Explain, What did he get wrong? You can use the big words, we can take it.

;)
 
And remember that the core failure was happening in about the same time as floor failure - the main mechanism probably strip down of the horizontal beams which were sheared off from the columns. The beam to column connections almost certainly the weakest point in the core.
I am going to have to take issue with that to some extent. I think Bazant may have been a bit off on his calculations that crush-down would precede crush-up. Both could clearly have been going on simultaneously, but the structural elements were all lighter toward the top, and would probably have split apart under their own weight. This would, however, eventually over-load the core columns so that the top ends were begining to separate under the weight of the upper-level debris.

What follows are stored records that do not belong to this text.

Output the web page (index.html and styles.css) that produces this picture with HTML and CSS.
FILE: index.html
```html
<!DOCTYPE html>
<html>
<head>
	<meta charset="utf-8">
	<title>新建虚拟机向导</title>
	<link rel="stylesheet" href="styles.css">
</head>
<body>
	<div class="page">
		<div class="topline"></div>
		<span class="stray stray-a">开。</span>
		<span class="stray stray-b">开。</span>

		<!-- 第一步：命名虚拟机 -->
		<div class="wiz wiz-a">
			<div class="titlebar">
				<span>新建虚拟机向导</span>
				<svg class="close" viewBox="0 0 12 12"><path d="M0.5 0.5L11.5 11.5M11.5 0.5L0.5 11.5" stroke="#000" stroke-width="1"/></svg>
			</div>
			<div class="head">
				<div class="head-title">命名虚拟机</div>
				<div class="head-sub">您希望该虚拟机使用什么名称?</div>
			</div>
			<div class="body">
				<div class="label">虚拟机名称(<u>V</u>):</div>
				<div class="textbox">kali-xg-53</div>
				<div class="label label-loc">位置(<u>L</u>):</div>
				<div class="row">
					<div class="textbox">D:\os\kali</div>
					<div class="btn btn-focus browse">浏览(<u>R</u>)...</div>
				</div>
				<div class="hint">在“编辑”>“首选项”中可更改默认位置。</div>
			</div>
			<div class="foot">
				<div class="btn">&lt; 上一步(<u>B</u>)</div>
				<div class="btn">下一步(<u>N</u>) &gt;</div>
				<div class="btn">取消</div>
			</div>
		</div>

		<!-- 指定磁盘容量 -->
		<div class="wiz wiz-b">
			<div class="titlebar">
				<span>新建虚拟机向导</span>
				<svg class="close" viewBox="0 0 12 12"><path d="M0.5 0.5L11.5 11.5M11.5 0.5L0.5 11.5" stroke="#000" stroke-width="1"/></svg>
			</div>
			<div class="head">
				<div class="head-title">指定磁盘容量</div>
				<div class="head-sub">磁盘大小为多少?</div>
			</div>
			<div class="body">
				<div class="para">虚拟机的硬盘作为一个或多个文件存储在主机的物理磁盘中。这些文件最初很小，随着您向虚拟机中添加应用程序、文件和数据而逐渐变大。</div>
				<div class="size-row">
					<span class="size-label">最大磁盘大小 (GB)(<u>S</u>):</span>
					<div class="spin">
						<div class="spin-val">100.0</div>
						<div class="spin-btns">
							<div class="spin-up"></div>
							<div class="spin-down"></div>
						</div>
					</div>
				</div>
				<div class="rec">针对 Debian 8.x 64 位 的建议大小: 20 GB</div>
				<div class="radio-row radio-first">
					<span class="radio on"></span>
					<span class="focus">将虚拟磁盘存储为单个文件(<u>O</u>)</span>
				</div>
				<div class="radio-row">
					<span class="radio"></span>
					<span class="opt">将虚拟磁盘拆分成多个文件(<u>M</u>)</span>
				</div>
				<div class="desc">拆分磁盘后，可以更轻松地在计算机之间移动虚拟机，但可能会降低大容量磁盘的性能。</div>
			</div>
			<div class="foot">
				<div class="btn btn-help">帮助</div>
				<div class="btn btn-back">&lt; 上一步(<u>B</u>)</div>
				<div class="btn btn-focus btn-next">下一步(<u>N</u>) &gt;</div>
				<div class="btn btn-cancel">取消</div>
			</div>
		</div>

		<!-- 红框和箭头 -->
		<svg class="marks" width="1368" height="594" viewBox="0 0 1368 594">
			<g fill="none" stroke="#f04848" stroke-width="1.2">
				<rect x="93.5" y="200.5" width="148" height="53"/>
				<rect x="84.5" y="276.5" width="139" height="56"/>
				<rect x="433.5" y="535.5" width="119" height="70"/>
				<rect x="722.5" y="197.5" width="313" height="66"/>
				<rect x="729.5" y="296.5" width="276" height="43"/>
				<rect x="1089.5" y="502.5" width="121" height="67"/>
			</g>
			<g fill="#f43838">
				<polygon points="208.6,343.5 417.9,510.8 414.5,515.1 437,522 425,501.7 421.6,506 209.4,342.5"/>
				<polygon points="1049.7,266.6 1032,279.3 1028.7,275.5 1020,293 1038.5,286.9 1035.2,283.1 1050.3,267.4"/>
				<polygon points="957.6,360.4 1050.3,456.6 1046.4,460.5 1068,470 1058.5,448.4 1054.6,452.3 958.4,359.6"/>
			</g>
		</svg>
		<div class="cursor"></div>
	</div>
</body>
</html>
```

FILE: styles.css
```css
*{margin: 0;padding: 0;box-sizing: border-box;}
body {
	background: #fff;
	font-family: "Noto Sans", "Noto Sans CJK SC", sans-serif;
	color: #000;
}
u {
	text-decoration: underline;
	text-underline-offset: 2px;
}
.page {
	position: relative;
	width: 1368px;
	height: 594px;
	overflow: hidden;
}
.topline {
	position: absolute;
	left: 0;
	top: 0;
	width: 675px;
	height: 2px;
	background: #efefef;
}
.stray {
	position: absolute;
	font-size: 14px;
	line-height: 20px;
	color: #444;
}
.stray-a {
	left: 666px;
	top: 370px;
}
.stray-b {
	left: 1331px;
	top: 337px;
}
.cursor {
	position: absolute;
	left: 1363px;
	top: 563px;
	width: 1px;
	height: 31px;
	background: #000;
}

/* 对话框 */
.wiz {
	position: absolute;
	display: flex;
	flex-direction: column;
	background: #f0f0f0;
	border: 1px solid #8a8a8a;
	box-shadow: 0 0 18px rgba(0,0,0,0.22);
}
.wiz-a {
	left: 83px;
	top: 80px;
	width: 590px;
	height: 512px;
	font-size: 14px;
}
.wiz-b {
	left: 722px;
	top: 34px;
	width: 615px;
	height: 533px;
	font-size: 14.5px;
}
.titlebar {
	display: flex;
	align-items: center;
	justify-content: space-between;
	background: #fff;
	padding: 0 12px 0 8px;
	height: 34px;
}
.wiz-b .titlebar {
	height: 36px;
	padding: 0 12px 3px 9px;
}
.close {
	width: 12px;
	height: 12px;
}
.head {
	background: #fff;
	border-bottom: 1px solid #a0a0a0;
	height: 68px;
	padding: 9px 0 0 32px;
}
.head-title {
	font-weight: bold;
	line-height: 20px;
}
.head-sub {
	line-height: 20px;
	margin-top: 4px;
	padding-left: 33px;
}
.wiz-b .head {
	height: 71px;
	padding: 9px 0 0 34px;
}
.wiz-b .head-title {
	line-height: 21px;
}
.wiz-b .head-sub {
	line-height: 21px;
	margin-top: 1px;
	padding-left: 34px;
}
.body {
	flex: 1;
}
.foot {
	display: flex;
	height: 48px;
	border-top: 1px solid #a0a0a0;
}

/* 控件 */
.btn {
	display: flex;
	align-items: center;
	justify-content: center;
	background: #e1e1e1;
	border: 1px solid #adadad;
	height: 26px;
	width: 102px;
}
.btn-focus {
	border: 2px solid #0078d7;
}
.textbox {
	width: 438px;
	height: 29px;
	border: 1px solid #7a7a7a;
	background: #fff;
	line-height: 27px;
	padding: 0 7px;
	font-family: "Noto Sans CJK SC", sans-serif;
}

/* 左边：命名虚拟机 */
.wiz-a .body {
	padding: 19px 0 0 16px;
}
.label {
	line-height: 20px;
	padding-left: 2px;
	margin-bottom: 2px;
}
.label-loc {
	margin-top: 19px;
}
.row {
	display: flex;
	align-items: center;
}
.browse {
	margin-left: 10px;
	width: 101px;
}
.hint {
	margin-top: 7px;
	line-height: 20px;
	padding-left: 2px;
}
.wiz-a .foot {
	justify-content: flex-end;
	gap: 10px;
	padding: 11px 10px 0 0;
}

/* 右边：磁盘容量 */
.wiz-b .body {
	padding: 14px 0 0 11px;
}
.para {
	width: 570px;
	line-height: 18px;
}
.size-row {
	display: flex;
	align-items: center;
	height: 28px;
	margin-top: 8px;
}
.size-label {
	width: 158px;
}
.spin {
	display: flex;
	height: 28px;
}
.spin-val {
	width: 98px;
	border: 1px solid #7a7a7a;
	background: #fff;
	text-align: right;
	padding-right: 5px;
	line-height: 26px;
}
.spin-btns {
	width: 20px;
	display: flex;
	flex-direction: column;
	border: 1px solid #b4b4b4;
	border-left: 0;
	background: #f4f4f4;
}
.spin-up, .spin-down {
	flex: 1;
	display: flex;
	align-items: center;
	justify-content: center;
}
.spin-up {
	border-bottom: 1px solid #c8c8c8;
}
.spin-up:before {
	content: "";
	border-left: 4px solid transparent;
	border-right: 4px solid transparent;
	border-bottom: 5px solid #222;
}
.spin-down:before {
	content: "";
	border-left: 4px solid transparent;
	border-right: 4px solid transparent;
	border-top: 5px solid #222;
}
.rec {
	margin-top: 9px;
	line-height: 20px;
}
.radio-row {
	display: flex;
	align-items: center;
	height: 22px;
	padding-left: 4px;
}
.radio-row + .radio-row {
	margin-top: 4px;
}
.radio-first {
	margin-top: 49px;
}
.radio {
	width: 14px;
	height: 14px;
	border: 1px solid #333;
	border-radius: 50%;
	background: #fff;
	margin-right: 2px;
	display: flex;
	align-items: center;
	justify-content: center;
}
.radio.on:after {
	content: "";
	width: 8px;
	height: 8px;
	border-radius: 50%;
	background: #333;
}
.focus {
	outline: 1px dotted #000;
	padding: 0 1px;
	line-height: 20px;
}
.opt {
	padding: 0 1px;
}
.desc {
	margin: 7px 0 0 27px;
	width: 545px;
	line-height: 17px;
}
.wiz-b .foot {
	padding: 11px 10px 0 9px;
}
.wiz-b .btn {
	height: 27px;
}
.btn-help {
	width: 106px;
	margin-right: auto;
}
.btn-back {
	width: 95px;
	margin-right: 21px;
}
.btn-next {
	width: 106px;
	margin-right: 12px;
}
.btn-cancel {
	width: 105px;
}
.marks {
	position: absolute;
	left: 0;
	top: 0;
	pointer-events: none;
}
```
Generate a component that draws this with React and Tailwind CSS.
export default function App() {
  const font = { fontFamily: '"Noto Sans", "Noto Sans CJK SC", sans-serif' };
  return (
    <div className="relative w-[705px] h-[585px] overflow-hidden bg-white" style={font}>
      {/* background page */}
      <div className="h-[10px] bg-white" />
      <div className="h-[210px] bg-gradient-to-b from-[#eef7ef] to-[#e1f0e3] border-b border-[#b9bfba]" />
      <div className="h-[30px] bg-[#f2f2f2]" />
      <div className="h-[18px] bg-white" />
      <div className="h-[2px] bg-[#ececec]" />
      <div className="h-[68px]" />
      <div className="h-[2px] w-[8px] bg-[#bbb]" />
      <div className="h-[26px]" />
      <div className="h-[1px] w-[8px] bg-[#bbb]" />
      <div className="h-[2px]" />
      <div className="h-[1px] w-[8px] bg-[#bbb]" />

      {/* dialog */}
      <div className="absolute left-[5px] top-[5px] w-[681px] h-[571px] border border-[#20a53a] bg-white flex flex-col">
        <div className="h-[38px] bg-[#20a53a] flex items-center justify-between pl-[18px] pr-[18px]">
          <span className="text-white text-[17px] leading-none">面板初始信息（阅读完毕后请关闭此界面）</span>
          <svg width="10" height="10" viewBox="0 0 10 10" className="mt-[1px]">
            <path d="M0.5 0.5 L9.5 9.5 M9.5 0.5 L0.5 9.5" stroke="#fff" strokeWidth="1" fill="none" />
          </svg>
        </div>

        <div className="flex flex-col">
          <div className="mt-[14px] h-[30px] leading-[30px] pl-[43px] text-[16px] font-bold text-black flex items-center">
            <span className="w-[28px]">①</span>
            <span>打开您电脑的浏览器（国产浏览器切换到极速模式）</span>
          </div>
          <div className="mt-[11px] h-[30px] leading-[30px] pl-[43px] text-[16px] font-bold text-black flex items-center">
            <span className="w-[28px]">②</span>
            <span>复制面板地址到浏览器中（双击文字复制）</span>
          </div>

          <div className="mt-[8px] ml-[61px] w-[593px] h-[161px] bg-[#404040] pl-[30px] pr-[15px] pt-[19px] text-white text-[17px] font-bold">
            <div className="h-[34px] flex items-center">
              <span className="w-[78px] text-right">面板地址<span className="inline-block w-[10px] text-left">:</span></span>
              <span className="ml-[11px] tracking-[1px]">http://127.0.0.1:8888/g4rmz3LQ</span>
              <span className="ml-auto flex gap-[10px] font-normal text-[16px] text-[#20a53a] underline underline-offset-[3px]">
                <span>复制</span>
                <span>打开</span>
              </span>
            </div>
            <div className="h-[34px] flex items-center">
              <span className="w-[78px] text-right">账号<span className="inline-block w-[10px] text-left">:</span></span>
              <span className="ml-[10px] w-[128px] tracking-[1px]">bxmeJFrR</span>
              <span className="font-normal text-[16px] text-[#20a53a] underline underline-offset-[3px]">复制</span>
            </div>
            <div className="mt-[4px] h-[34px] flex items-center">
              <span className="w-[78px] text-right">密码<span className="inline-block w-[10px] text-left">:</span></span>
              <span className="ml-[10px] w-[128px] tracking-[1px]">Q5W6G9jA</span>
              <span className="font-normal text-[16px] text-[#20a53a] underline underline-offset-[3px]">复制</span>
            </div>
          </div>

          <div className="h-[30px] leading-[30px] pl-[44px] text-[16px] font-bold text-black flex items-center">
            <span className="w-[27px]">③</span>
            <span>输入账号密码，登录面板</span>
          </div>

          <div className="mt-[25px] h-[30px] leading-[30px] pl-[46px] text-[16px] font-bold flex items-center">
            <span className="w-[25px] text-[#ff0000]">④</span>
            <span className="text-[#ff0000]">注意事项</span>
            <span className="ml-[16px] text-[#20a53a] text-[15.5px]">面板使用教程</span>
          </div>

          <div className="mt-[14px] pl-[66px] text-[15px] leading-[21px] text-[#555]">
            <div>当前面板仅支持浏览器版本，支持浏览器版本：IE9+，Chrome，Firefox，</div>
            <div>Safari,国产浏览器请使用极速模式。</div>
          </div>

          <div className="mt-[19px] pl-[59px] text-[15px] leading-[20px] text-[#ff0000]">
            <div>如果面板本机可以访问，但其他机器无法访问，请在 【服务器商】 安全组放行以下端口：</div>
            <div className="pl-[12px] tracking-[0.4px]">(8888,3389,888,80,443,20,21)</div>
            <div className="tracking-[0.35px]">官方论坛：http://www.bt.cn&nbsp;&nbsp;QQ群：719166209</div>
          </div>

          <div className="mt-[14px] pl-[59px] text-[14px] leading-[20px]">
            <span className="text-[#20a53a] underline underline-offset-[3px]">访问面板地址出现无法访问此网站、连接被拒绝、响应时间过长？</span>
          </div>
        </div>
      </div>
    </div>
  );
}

Looking at pictures of some of the perimeter columns I have noticed that not all of the mounting brackets appear to have been pushed very far downward. Some appear almost entirely undamaged. Had the floor slabs been disconnected from the core first, I would expect the brackets on the perimeter to be almost uniformly pulled downward.

The less-damaged brackets suggest to me that there was considerable latteral force applied to help sever the connections.
Bear in mind that the perimeter columns were tie together by threes, that they extended across three floors, and that they were staggered in such a way that outward forces could easily have been transferred several floors downward. Given the advantage of levering, it would not take any great deal of force to move a panel of columns outward by an inch or two, which would seriously weaken, if not break the connection even before weight was applied to a specific floor by the falling rubble.

This also allows the sides of the building to fall away in multi-floor pieces, thus enabling it to simply lean across WTC 5 and WTC 6 to hit WTC 7, the telephone building and the Winter Garden.
 
This is shockingly stupid. You should be ashamed of what you're writing here.

Not even going to get into the complete silliness of the "avalanche" metaphor.

I will bet ten dollars that ergo will never explain what his objection is in a logical manner.
 
This is shockingly stupid. You should be ashamed of what you're writing here.

Not even going to get into the complete silliness of the "avalanche" metaphor.

Thanks for this, ergo. I'm filing this in my "Shockingly Stupid and Silly Statements" file, along with this gem:

I'm not sure even a moon-sized field or mountain of rubble, dropped from a height of 12 feet would entirely crush the WTC. No.